Maine Trails: What is your biggest priority for the 125th Legislature’s Transportation Committee?
Rep. Cebra: Ensuring that the $20 million in General Fund revenues get transferred to the Highway Fund, as proposed in the governor’s budget.
Sen. Diamond: Internally, I hope the committee has a real in-depth understanding of the Highway Fund budget, which I think they do, and then we need to use that knowledge to set some goals and directions working with the department for a few years out. There is a lot of talent on this committee, and I have been impressed with how energized committee members are with getting into the details of the budget. The committee is very engaged and we need to use their talent and knowledge, so that we plan out more than one year ahead.
Sen. Thomas: Finding a way to fix secondary roads. We have neglected those roads for so long – those are the state’s posted roads. They need to be fixed and we don’t need to make them into superhighways. But they need to be safe and smooth.
Maine Trails: We have an annual contest called “The Worst Road in Maine.” If you were entering this contest, which road would you choose to enter? Why is it so bad?
Rep. Cebra: Route 114 in Sebago. It is a mess and needs to be reconstructed. It is critical for our tourist economy and for the citizens who depend on that road to get to work, school, etc.
Sen. Diamond: The River Road in Windham. It is a major collector road with a lot of traffic and has been neglected for too long; people come down through the lakes region and it is a significant shortcut to Lewiston and Portland. It has lost its underpinning and is in terrible shape. Cars have rolled over, and there have been serious accidents on it. Fortunately, the current work plan has funding in it to rebuild the upper half and resurface the rest.

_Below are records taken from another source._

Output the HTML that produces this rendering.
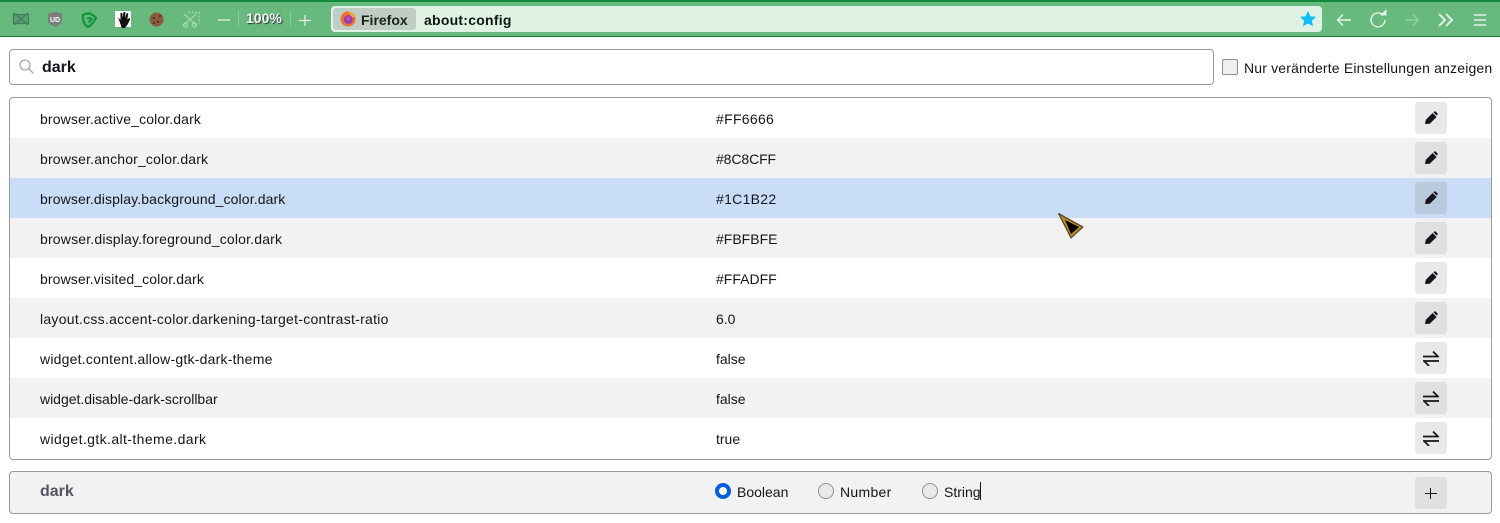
<!DOCTYPE html>
<html lang="de"><head><meta charset="utf-8"><title>about:config</title>
<style>
html,body{margin:0;padding:0;width:1500px;height:523px;overflow:hidden;background:#fff}
body{position:relative;font-family:"Liberation Sans",sans-serif;font-size:14px;color:#15141a}
div,span,svg{position:absolute;box-sizing:border-box}
span.t{white-space:nowrap;line-height:18px}
.row{left:10px;width:1481px;height:40px}
.alt{background:#f2f2f2}
.btn{left:1405px;top:4px;width:32px;height:32px;border-radius:3px;background:#e9e9e9}
.alt .btn{background:#e0e0e0}
.n{left:30px;top:12px}
.v{left:706px;top:12px}
.btn svg{left:8px;top:8px}
</style></head><body>
<div style="left:0;top:0;width:1500px;height:37px;background:#68b97e;border-top:2px solid #128a3c;border-bottom:1px solid #1c7c3a"></div>
<svg style="left:0;top:0" width="330" height="37" viewBox="0 0 330 37">
<path d="M13.500 14.500h15v9h-15z" fill="#5a9d74" stroke="#3f8059" stroke-width="1.300"/><path d="M14 13l14 12M28 13 14 25" stroke="#3f8059" stroke-width="1.300" fill="none"/>
<path d="M48 13.500q6-1.500 7-1.500t7 1.500v7q0 4-7 6.500q-7-2.500-7-6.500z" fill="#7a7f7c"/>
<text x="55" y="22" font-size="7" font-weight="700" text-anchor="middle" fill="#fff" font-family="Liberation Sans">UD</text>
<g fill="none" stroke="#12983c" stroke-width="2.400"><path d="M83 15q7-4 13 3q-4 7-8 9q-6-4-5-12z"/><path d="M87 18.500q3-1 4.500 .5q-2 3-3 3"/></g>
<rect x="115" y="11" width="16" height="16" fill="#fff"/>
<path d="M118 17l2.500 3 0-7 1.800 0 .4 5 .8-6 1.800 0 0 6 1.300-5 1.700 .5-1 6 1.800-1.500 1.200 1-3 6-2.500 3h-3z" fill="#111"/>
<circle cx="156.500" cy="19.500" r="7" fill="#8a5a3c"/><g fill="#3d2a20"><circle cx="154" cy="18" r="1"/><circle cx="158" cy="22" r="1"/><circle cx="154" cy="23" r="1"/><circle cx="160" cy="16" r="1"/></g>
<g fill="none" stroke="#9fd6b0" stroke-width="1.400"><path d="M188 12.500h11v11" stroke-dasharray="2 1.500"/><path d="M184 14l12 11M196 14l-12 11"/><circle cx="185.500" cy="25" r="2"/><circle cx="194.500" cy="25" r="2"/></g>
<path d="M218 20h12" stroke="#e8f4ea" stroke-width="1.200"/><path d="M238.500 11v15M290.500 11v15" stroke="#8ccb9d"/>
<path d="M299 20.500h12M305 15v11" stroke="#e8f4ea" stroke-width="1.200"/>
</svg>
<span class="t" style="left:246px;top:9px;font-size:14px;font-weight:700;color:#f2f8f3;text-shadow:1px 1px 1px #333">100%</span>
<div style="left:331px;top:6px;width:991px;height:26px;background:#e0f2e4;border-radius:4px"></div>
<div style="left:333px;top:8px;width:83px;height:22px;background:#bfcdc4;border-radius:3px"></div>
<svg style="left:340px;top:11px" width="16" height="16" viewBox="0 0 16 16"><circle cx="8" cy="8" r="7.500" fill="#f0702a"/><path d="M8 .5a7.500 7.500 0 0 1 7 5l-3 1z" fill="#f9a52b"/><circle cx="8.300" cy="8.500" r="4.500" fill="#8a3fc0"/><circle cx="8.300" cy="7.500" r="2.300" fill="#d04a9a"/></svg>
<span class="t" style="left:361px;top:11px;font-weight:700;font-size:14px;color:#15241c">Firefox</span>
<span class="t" style="left:424px;top:11px;font-weight:700;font-size:14px;color:#0c1510;letter-spacing:.24px">about:config</span>
<svg style="left:1299px;top:10px" width="18" height="18" viewBox="0 0 18 18"><path d="M9 1l2.400 5.200 5.600.7-4.100 3.800 1.100 5.600L9 13.500l-5 2.800 1.100-5.600L1 6.900l5.600-.7z" fill="#12bcf5"/></svg>
<svg style="left:1330px;top:0" width="170" height="37" viewBox="0 0 170 37"><g fill="none" stroke="#e6f4e9" stroke-width="1.400">
<path d="M21 20H7.500M13 14.500l-5.500 5.500 5.500 5.500"/>
<path d="M52.500 14.500a7 7 0 1 0 2.500 5.500"/><path d="M50 15.500h6.500v-6.500" fill="#e6f4e9" stroke="none"/>
<path d="M75 20h13.500M83 14.500l5.500 5.500-5.500 5.500" stroke="#93d0a3"/>
<path d="M109 14l6 6-6 6M116 14l6 6-6 6" stroke-width="1.900"/>
<path d="M144 15h12M144 20h12M144 25h12" stroke-width="1.600"/></g></svg>

<div style="left:9px;top:49px;width:1205px;height:36px;border:1px solid #9a9a9a;border-radius:4px"></div>
<svg style="left:18px;top:58px" width="17" height="17" viewBox="0 0 17 17"><circle cx="7" cy="7" r="5" fill="none" stroke="#a8a8a8" stroke-width="1.300"/><path d="M10.500 10.500l5 5" stroke="#a8a8a8" stroke-width="1.300"/></svg>
<span class="t" style="left:42px;top:59px;font-weight:700;font-size:16px">dark</span>
<div style="left:1222px;top:59px;width:16px;height:16px;background:#efefef;border:1px solid #8f8f8f;border-radius:2px"></div>
<span class="t" style="left:1244px;top:59px;font-size:14px;letter-spacing:.17px">Nur veränderte Einstellungen anzeigen</span>

<div style="left:9px;top:97px;width:1483px;height:363px;border:1px solid #9a9a9a;border-radius:4px"></div>

<div class="row" style="top:98px"><span class="t n" style="letter-spacing:.12px">browser.active_color.dark</span><span class="t v" style="letter-spacing:.3px">#FF6666</span><div class="btn"><svg width="16" height="16" viewBox="0 0 16 16"><path d="M2 14l.8-4.200 6.800-6.800 4 4-6.800 6.800zM10.400 2.200l.8-.6q.8-.6 1.500 0l1.700 1.700q.6.700 0 1.500l-.6.800z" fill="#15141a"/></svg></div></div>
<div class="row alt" style="top:138px"><span class="t n" style="letter-spacing:.16px">browser.anchor_color.dark</span><span class="t v" style="letter-spacing:-.1px">#8C8CFF</span><div class="btn"><svg width="16" height="16" viewBox="0 0 16 16"><path d="M2 14l.8-4.200 6.800-6.800 4 4-6.800 6.800zM10.400 2.200l.8-.6q.8-.6 1.500 0l1.700 1.700q.6.700 0 1.500l-.6.800z" fill="#15141a"/></svg></div></div>
<div class="row" style="top:178px;background:#c9ddf6"><span class="t n" style="letter-spacing:.12px">browser.display.background_color.dark</span><span class="t v" style="letter-spacing:.3px">#1C1B22</span><div class="btn" style="background:#b9c9de"><svg width="16" height="16" viewBox="0 0 16 16"><path d="M2 14l.8-4.200 6.800-6.800 4 4-6.800 6.800zM10.400 2.200l.8-.6q.8-.6 1.500 0l1.700 1.700q.6.700 0 1.500l-.6.800z" fill="#15141a"/></svg></div></div>
<div class="row alt" style="top:218px"><span class="t n" style="letter-spacing:.18px">browser.display.foreground_color.dark</span><span class="t v">#FBFBFE</span><div class="btn"><svg width="16" height="16" viewBox="0 0 16 16"><path d="M2 14l.8-4.200 6.800-6.800 4 4-6.800 6.800zM10.400 2.200l.8-.6q.8-.6 1.500 0l1.700 1.700q.6.700 0 1.500l-.6.800z" fill="#15141a"/></svg></div></div>
<div class="row" style="top:258px"><span class="t n" style="letter-spacing:.11px">browser.visited_color.dark</span><span class="t v">#FFADFF</span><div class="btn"><svg width="16" height="16" viewBox="0 0 16 16"><path d="M2 14l.8-4.200 6.800-6.800 4 4-6.800 6.800zM10.400 2.200l.8-.6q.8-.6 1.500 0l1.700 1.700q.6.700 0 1.500l-.6.800z" fill="#15141a"/></svg></div></div>
<div class="row alt" style="top:298px"><span class="t n" style="letter-spacing:.27px">layout.css.accent-color.darkening-target-contrast-ratio</span><span class="t v">6.0</span><div class="btn"><svg width="16" height="16" viewBox="0 0 16 16"><path d="M2 14l.8-4.200 6.800-6.800 4 4-6.800 6.800zM10.400 2.200l.8-.6q.8-.6 1.500 0l1.700 1.700q.6.700 0 1.500l-.6.800z" fill="#15141a"/></svg></div></div>
<div class="row" style="top:338px"><span class="t n" style="letter-spacing:.22px">widget.content.allow-gtk-dark-theme</span><span class="t v">false</span><div class="btn"><svg width="16" height="16" viewBox="0 0 16 16"><path d="M0 6.500h15l-5-5M16 11H1l5 5" fill="none" stroke="#15141a" stroke-width="1.700"/></svg></div></div>
<div class="row alt" style="top:378px"><span class="t n" style="letter-spacing:-.02px">widget.disable-dark-scrollbar</span><span class="t v">false</span><div class="btn"><svg width="16" height="16" viewBox="0 0 16 16"><path d="M0 6.500h15l-5-5M16 11H1l5 5" fill="none" stroke="#15141a" stroke-width="1.700"/></svg></div></div>
<div class="row" style="top:418px"><span class="t n" style="letter-spacing:.4px">widget.gtk.alt-theme.dark</span><span class="t v">true</span><div class="btn"><svg width="16" height="16" viewBox="0 0 16 16"><path d="M0 6.500h15l-5-5M16 11H1l5 5" fill="none" stroke="#15141a" stroke-width="1.700"/></svg></div></div>

<svg style="left:1055px;top:210px" width="32" height="32" viewBox="0 0 32 32"><path d="M3.500 3.500L28 17 16 28z" fill="#b5852d" stroke="#4a3a1a" stroke-width="1" stroke-linejoin="round"/><path d="M10 10L24 17 16 24z" fill="#000"/></svg>

<div style="left:9px;top:471px;width:1483px;height:43px;background:#f2f2f2;border:1px solid #9a9a9a;border-radius:4px"></div>
<span class="t" style="left:40px;top:483px;font-weight:700;font-size:16px;color:#55555f">dark</span>
<div style="left:715px;top:483px;width:16px;height:16px;background:#fff;border:4px solid #0060df;border-radius:50%"></div>
<span class="t" style="left:737px;top:483px">Boolean</span>
<div style="left:818px;top:483px;width:16px;height:16px;background:#e9e9e9;border:1px solid #8f8f8f;border-radius:50%"></div>
<span class="t" style="left:840px;top:483px;letter-spacing:.3px">Number</span>
<div style="left:922px;top:483px;width:16px;height:16px;background:#e9e9e9;border:1px solid #8f8f8f;border-radius:50%"></div>
<span class="t" style="left:944px;top:483px">String</span>
<div style="left:980px;top:482px;width:1px;height:18px;background:#15141a"></div>
<div style="left:1415px;top:477px;width:32px;height:32px;background:#e0e0e0;border-radius:3px"></div>
<svg style="left:1423px;top:485px" width="16" height="16" viewBox="0 0 16 16"><path d="M2 8.500h12M7.500 3v11" stroke="#15141a" stroke-width="1" fill="none"/></svg>
</body></html>
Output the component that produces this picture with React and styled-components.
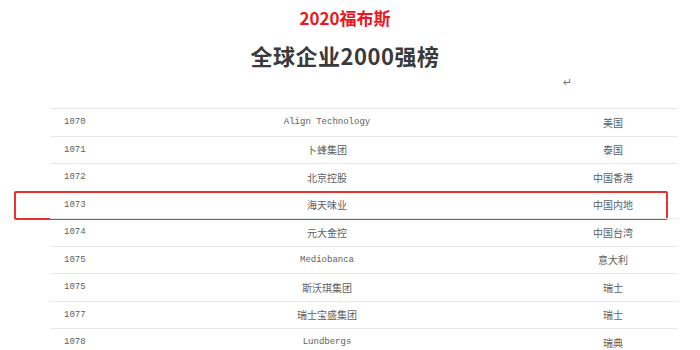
import React from 'react'
import styled, { createGlobalStyle } from 'styled-components'

const rows = [
  { no: '1070', name: 'Align Technology', latin: true, country: '美国' },
  { no: '1071', name: '卜蜂集团', country: '泰国' },
  { no: '1072', name: '北京控股', country: '中国香港' },
  { no: '1073', name: '海天味业', country: '中国内地', marked: true },
  { no: '1074', name: '元大金控', country: '中国台湾' },
  { no: '1075', name: 'Mediobanca', latin: true, country: '意大利' },
  { no: '1075', name: '斯沃琪集团', country: '瑞士' },
  { no: '1077', name: '瑞士宝盛集团', country: '瑞士' },
  { no: '1078', name: 'Lundbergs', latin: true, country: '瑞典' },
]

const GlobalStyle = createGlobalStyle`
  body {
    margin: 0;
    background: #fff;
    font-family: "Noto Sans CJK SC", "Noto Sans", sans-serif;
  }
`

const App = () => {
  return (
    <Page>
      <GlobalStyle />
      <Header>
        <SubTitle>2020福布斯</SubTitle>
        <Title>全球企业2000强榜</Title>
        <Return>↵</Return>
      </Header>

      <Table>
        {rows.map((r, i) => (
          <Row key={i} $marked={r.marked}>
            <Num>{r.no}</Num>
            <Name $latin={r.latin}>{r.name}</Name>
            <span />
            <Country>{r.country}</Country>
          </Row>
        ))}
      </Table>
    </Page>
  )
}

export default App

const Page = styled.div`
  width: 700px;
  height: 350px;
  overflow: hidden;
`

const Header = styled.div`
  display: flex;
  flex-direction: column;
  align-items: center;
  padding-top: 7px;
  padding-right: 10px;
  height: 101px;
  box-sizing: border-box;
`

const SubTitle = styled.h2`
  margin: 0;
  font-size: 17px;
  line-height: 22px;
  font-weight: 700;
  color: #f0141e;
`

const Title = styled.h1`
  margin: 12px 0 0 0;
  font-size: 22px;
  line-height: 28px;
  font-weight: 700;
  color: #3a3a3a;
  letter-spacing: 0.5px;
`

const Return = styled.div`
  align-self: flex-start;
  margin: 7px 0 0 563px;
  font-size: 11px;
  line-height: 14px;
  color: #777;
  font-family: "DejaVu Sans", sans-serif;
`

const Table = styled.div`
  margin: 7px 0 0 50px;
  width: 628px;
`

const Row = styled.div`
  position: relative;
  display: grid;
  grid-template-columns: 140px 274px 1fr 130px;
  align-items: center;
  height: 27.5px;
  border-top: 1px solid ${(p) => (p.$marked ? 'transparent' : '#e8e8e8')};
  box-sizing: border-box;
  color: #606060;

  ${(p) =>
    p.$marked &&
    `
    &::after {
      content: '';
      position: absolute;
      left: -36px;
      right: 10px;
      top: -1px;
      bottom: -2px;
      border: 2px solid #e8322f;
      border-radius: 2px;
      background: transparent;
    }
  `}
`

const Num = styled.span`
  padding-left: 14px;
  font-family: "Liberation Mono", "DejaVu Sans Mono", monospace;
  font-size: 9px;
`

const Name = styled.span`
  text-align: center;
  font-family: ${(p) =>
    p.$latin ? '"Liberation Mono", monospace' : '"Noto Sans CJK SC", sans-serif'};
  font-size: ${(p) => (p.$latin ? '9px' : '10px')};
`

const Country = styled.span`
  text-align: center;
  font-size: 10px;
`
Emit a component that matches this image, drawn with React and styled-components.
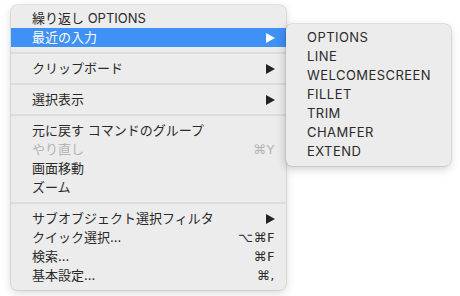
import React from "react";
import styled, { createGlobalStyle } from "styled-components";

const Global = createGlobalStyle`
  html, body { margin: 0; padding: 0; background: #ffffff; }
  body { font-family: Inter, "Noto Sans CJK JP", sans-serif; -webkit-font-smoothing: antialiased; }
`;

const Page = styled.div`
  padding: 5px 0 0 11px;
  width: 460px;
  height: 296px;
  box-sizing: border-box;
`;

const MenuPanel = styled.div`
  position: relative;
  width: ${(p) => p.$width}px;
  box-sizing: border-box;
  padding: 4px 0 5px;
  background: #ececec;
  border-radius: 6px;
  box-shadow: 0 0 0 0.5px rgba(0, 0, 0, 0.18), 0 3px 10px rgba(0, 0, 0, 0.16);
`;

const Row = styled.div`
  position: relative;
  display: flex;
  align-items: center;
  height: 19px;
  padding: 0 11px 0 21px;
  font-size: 13px;
  color: ${(p) => (p.$active ? "#ffffff" : p.$disabled ? "#b4b4b4" : "#2a2a2a")};
  background: ${(p) => (p.$active ? "#3f91f5" : "transparent")};
`;

const Label = styled.span`
  flex: 1;
  white-space: nowrap;
  line-height: 19px;
`;

const Shortcut = styled.span`
  font-family: "DejaVu Sans", "Noto Sans CJK JP", sans-serif;
  font-size: 13px;
  letter-spacing: 0.5px;
  color: inherit;
`;

const Separator = styled.div`
  height: 12px;
  display: flex;
  align-items: center;
  &::after {
    content: "";
    flex: 1;
    height: 2px;
    background: #dcdcdc;
  }
`;

const SubMenu = styled(MenuPanel)`
  position: absolute;
  left: 100%;
  top: -4px;
  z-index: 2;
  box-shadow: 0 0 0 0.5px rgba(0, 0, 0, 0.18), -1px 3px 10px rgba(0, 0, 0, 0.2);
`;

const SubRow = styled(Row)`
  padding: 0 12px 0 21px;
  color: #2a2a2a;
  letter-spacing: 0.45px;
`;

const Arrow = ({ color }) => (
  <svg width="9" height="10" viewBox="0 0 9 10" style={{ display: "block" }}>
    <polygon points="0,0 9,5 0,10" fill={color} />
  </svg>
);

const recent = ["OPTIONS", "LINE", "WELCOMESCREEN", "FILLET", "TRIM", "CHAMFER", "EXTEND"];

export default function App() {
  return (
    <>
      <Global />
      <Page>
        <MenuPanel $width={275}>
          <Row>
            <Label>繰り返し OPTIONS</Label>
          </Row>
          <Row $active>
            <Label>最近の入力</Label>
            <Arrow color="#ffffff" />
            <SubMenu $width={165}>
              {recent.map((r) => (
                <SubRow key={r}>
                  <Label>{r}</Label>
                </SubRow>
              ))}
            </SubMenu>
          </Row>
          <Separator />
          <Row>
            <Label>クリップボード</Label>
            <Arrow color="#222222" />
          </Row>
          <Separator />
          <Row>
            <Label>選択表示</Label>
            <Arrow color="#222222" />
          </Row>
          <Separator />
          <Row>
            <Label>元に戻す コマンドのグループ</Label>
          </Row>
          <Row $disabled>
            <Label>やり直し</Label>
            <Shortcut>⌘Y</Shortcut>
          </Row>
          <Row>
            <Label>画面移動</Label>
          </Row>
          <Row>
            <Label>ズーム</Label>
          </Row>
          <Separator />
          <Row>
            <Label>サブオブジェクト選択フィルタ</Label>
            <Arrow color="#222222" />
          </Row>
          <Row>
            <Label>クイック選択...</Label>
            <Shortcut>⌥⌘F</Shortcut>
          </Row>
          <Row>
            <Label>検索...</Label>
            <Shortcut>⌘F</Shortcut>
          </Row>
          <Row>
            <Label>基本設定...</Label>
            <Shortcut>⌘,</Shortcut>
          </Row>
        </MenuPanel>
      </Page>
    </>
  );
}
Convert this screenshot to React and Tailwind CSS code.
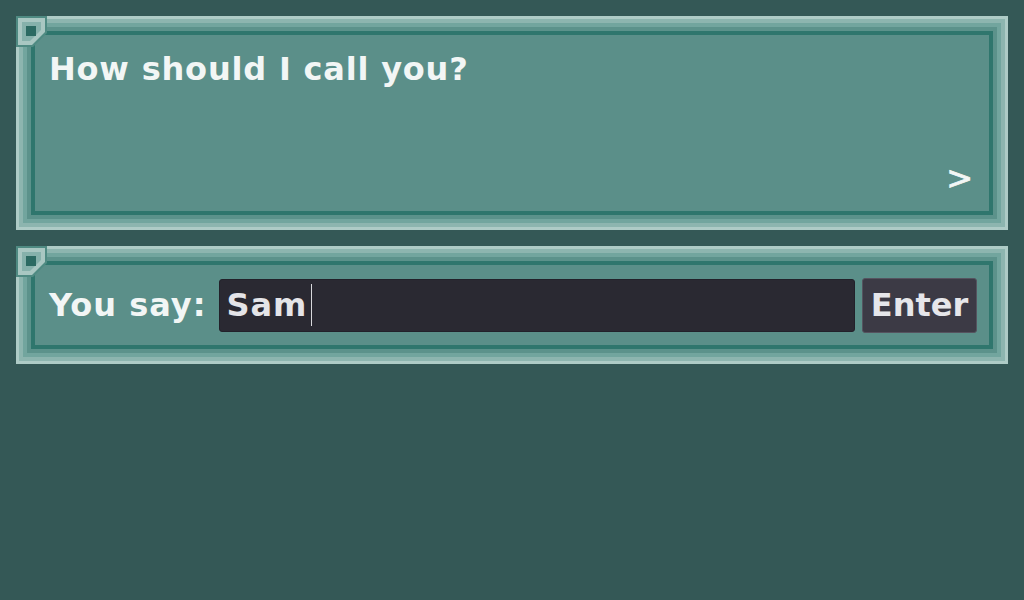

Sen. Thomas: Any road that wins that contest would have to be in the second district that has 95 percent of all the roads posted in this state. My entry would be Route 175 in Castine. It is a travesty because Maine Maritime Academy is a huge asset to this state – and look at the goat trail people have to drive on to get there. That probably does us the most harm economically because of how the world economy works now – that should be a huge draw for expanding the economy. MMA is performing cutting-edge energy research with tidal power; it is such a great engineering school – and the road leading up to it is a mess.